I felt so amazed by the huge amount of love and support I felt from everyone we knew during Marc’s illness, but also know that I couldn’t have coped with any more of those messages so early on in Marc’s illness. It’s difficult to know what to do at such a critical time. I know had the situation have been reversed, I would not have had a clue what was the best way to respond to a friend whose partner was so close to death. ‘Get well soon’ doesn’t really cut it when someone is so seriously ill. And I really needed space in those first few days to deal with the enormity of what was happening to us.
We were sent out of the ward for a little while. This happened regularly: whenever they had to complete a medical procedure on Marc, the staff would ask us to leave for a few minutes. This was presumably to protect us from what they were doing, which might have caused us upset, and also possibly to avoid us getting in their way. This could be as simple as them ‘rolling him’, a process where the nurses would move Marc on to his side from his back, or vice versa. This avoids patients getting bedsores and developing further complications while they lie in bed immobile. It took at least two nurses to do this and we were generally not allowed to be there while it was happening.

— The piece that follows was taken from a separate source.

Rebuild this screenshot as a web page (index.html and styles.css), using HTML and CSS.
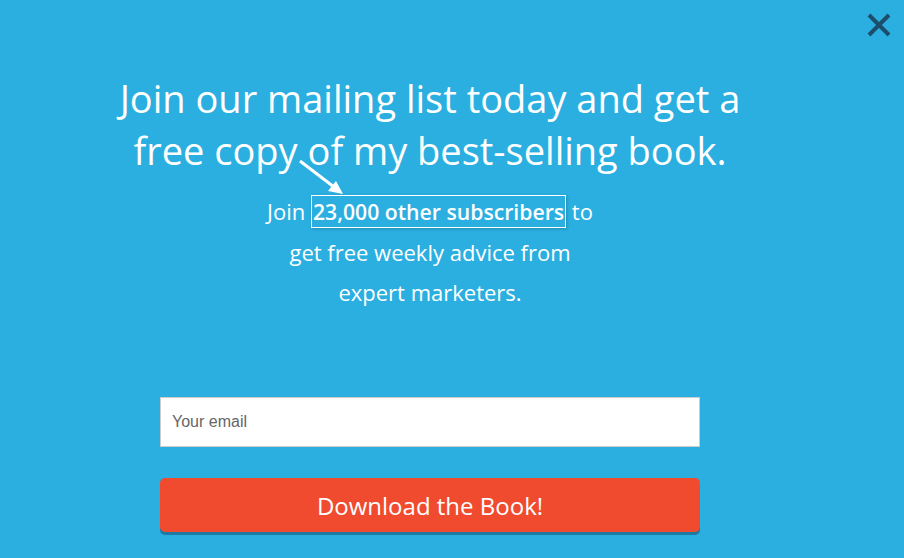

Before asking us to come back into the ward, Claire (Marc’s nurse) told us to go back into the Relatives’ Room. I wondered why, dreading what else she might have to tell me. She seemed a bit uncomfortable, and I wondered what she was going to say. Clare came in with me, and I was extremely glad that she was there. In the end, it was something quite small and simple, yet also very significant. Claire told me that Marc’s body was swelling up due to the high levels of drugs that were being pumped into his body, and the dialysis procedure. His hands particularly had grown in size, and might continue to do so, she told me.
Then she handed me Marc’s wedding ring.
They had only removed it because they didn’t want to have to cut it off if his hands got so swollen that it couldn’t be removed by normal means. She was giving it to me so that I could take it home for safekeeping and so that it didn’t get lost in the hospital. All of this she explained and I understood. I have seen her again since that day and she has told me several times how terrible she felt handing the ring over to me, even with the explanation of why it was necessary to remove it. I think it’s easy to forget how difficult such situations must be for hospital staff, as well as for the patients and relatives. Although I didn’t know it at the time (she was never anything but professional) that moment with the ring clearly upset her, just as it upset me.
Because, as she handed it to me none of us could fail to see that the situation we were in was a mirror of the one we would have faced if Marc had died.